Tuesday, February 8, 2011

Grey's Anatomy tackles Clinical Trials?!

I came in here to vent. Hailey is watching last week's episode of Grey's Anatomy in the living room and I was having a hard time biting my tongue any more, so here I rant.

Normally Grey's is an OK show. Not what I'd choose to watch in my own time, but an acceptable "sure dear, we can watch that" sort of show. This season the Patrick Dempsey doctor guy is doing a Clinical Trial looking at an Alzheimer's medication. Great! Public exposure for clinical research is a great thing. We currently have several clinical trials for Alzheimer's meds, so I spend a good portion of every work week in this world. But boo to this episode.

So they have a guy on the table and it's time to "Randomize" the patient. This involves opening an envelope which says "He gets Placebo," pulling out a syringe labeled "Saline" and administering the treatment. Um, no? Why isn't this double blind? Why does the injecting and evaluating physician know what the treatment is? Oh, right, because later it's dramatic if a grieving wife can plead with the assistant to swap the medication if her husband is assigned to the placebo group. No. Just No. Randomization. Blinded trials. Important, no?

They spend a bit of time on the placebo effect, also good if not totally twisted. Dr. Dempsey (I don't know the character's name, whatever) even goes so far as to tell his helper dude that he should be encouraging! He should be more positive about the trial because that will lead to better outcomes if the caregiver thinks it will work!

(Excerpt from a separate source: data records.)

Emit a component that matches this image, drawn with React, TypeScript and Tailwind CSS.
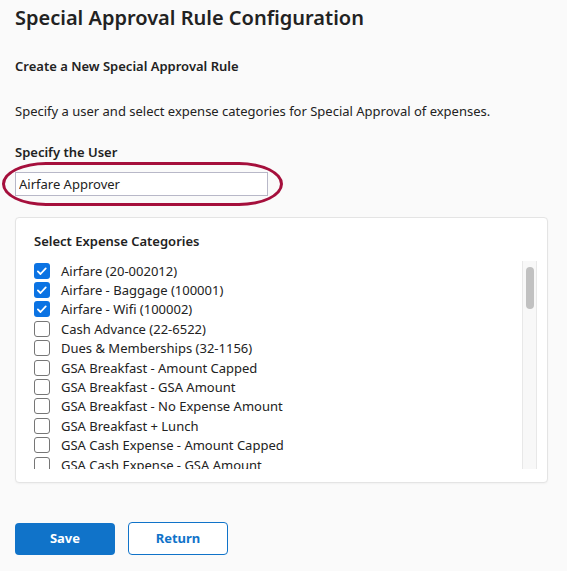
import React from 'react'

const categories = [
  { label: 'Airfare (20-002012)', checked: true },
  { label: 'Airfare - Baggage (100001)', checked: true },
  { label: 'Airfare - Wifi (100002)', checked: true },
  { label: 'Cash Advance (22-6522)', checked: false },
  { label: 'Dues & Memberships (32-1156)', checked: false },
  { label: 'GSA Breakfast - Amount Capped', checked: false },
  { label: 'GSA Breakfast - GSA Amount', checked: false },
  { label: 'GSA Breakfast - No Expense Amount', checked: false },
  { label: 'GSA Breakfast + Lunch', checked: false },
  { label: 'GSA Cash Expense - Amount Capped', checked: false },
  { label: 'GSA Cash Expense - GSA Amount', checked: false },
]

const CheckBox: React.FC<{ checked: boolean }> = ({ checked }) =>
  checked ? (
    <span className="flex h-4 w-4 shrink-0 items-center justify-center rounded-[3px] bg-[#0b73e3]">
      <svg viewBox="0 0 16 16" className="h-3 w-3" fill="none">
        <path d="M2.5 8.5l3.5 3.5 7-7.5" stroke="white" strokeWidth="2.4" strokeLinecap="round" strokeLinejoin="round" />
      </svg>
    </span>
  ) : (
    <span className="h-4 w-4 shrink-0 rounded-[3px] border border-[#767676] bg-white" />
  )

export default function App() {
  return (
    <div className="min-h-[571px] bg-[#fafafa] px-[15px] pt-[5px] text-[#222] font-['Noto_Sans',sans-serif]">
      <h1 className="text-[20px] font-semibold leading-[26px] text-[#222]">Special Approval Rule Configuration</h1>

      <h2 className="mt-[25px] text-[13px] font-semibold leading-[20px]">Create a New Special Approval Rule</h2>

      <p className="mt-[25px] text-[13px] leading-[20px]">
        Specify a user and select expense categories for Special Approval of expenses.
      </p>

      <label className="mt-[21px] block text-[13px] font-semibold leading-[20px]">Specify the User</label>

      <div className="relative mt-[9px] w-[253px]">
        <input
          readOnly
          value="Airfare Approver"
          className="h-[24px] w-full border border-[#b8b8c8] bg-white px-[3px] text-[13px] text-[#222] outline-none"
        />
        <div className="pointer-events-none absolute -left-[13px] -right-[15px] -top-[9px] -bottom-[10px] rounded-[44px/22px] border-[3px] border-[#a50f3c]" />
      </div>

      <div className="mt-[21px] h-[266px] w-[533px] rounded-[4px] border border-[#e4e4e4] bg-white pl-[18px] pr-[10px] pt-[14px] shadow-[0_1px_2px_rgba(0,0,0,0.04)]">
        <h3 className="text-[13px] font-semibold leading-[18px]">Select Expense Categories</h3>

        <div className="mt-[11px] flex h-[208px]">
          <ul className="flex-1 overflow-hidden">
            {categories.map((c) => (
              <li key={c.label} className="flex h-[19.4px] items-center gap-[11px] text-[13px] text-[#222]">
                <CheckBox checked={c.checked} />
                <span className="leading-[18px]">{c.label}</span>
              </li>
            ))}
          </ul>
          <div className="flex w-[15px] justify-center border-x border-[#e8e8e8] bg-[#f8f8f8] pt-[6px]">
            <div className="h-[42px] w-[8px] rounded-full bg-[#c1c1c1]" />
          </div>
        </div>
      </div>

      <div className="mt-[39px] flex items-center gap-[13px]">
        <button className="h-[32px] w-[100px] rounded-[4px] bg-[#1073c9] text-[13px] font-bold text-white">Save</button>
        <button className="h-[33px] w-[100px] rounded-[4px] border border-[#1073c9] bg-white text-[13px] font-bold text-[#1073c9]">
          Return
        </button>
      </div>
    </div>
  )
}
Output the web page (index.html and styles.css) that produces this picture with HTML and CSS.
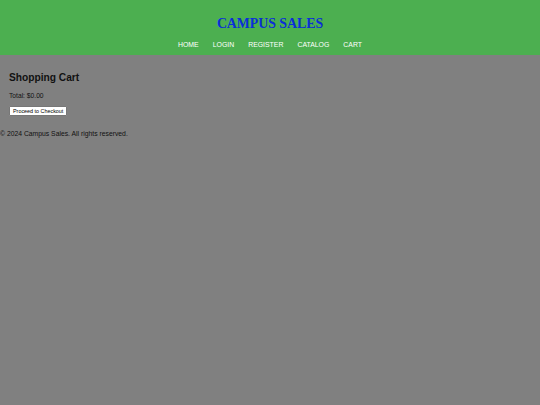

Helper dude is trying to give a realistic assessment of the potential benefit of this new med and he's shut down and told to be more positive! Um, ethics much? You don't enroll someone in a trial with unreasonable expectations.

A more minor quibble is that they don't talk at all about how the endpoints will be measured. Sure they're surgeons, but the amount of cognitive testing that goes into efficacy assessments in real life is totally ignored. I guess that's not good TV.

Grrr.

1 comment:

erinrae said...

i watched the first couple seasons, then it got too soap opera for me.

a friend was telling me recently that they have started having dark blue/ burgundy/green sheets on the hospital beds. so fake.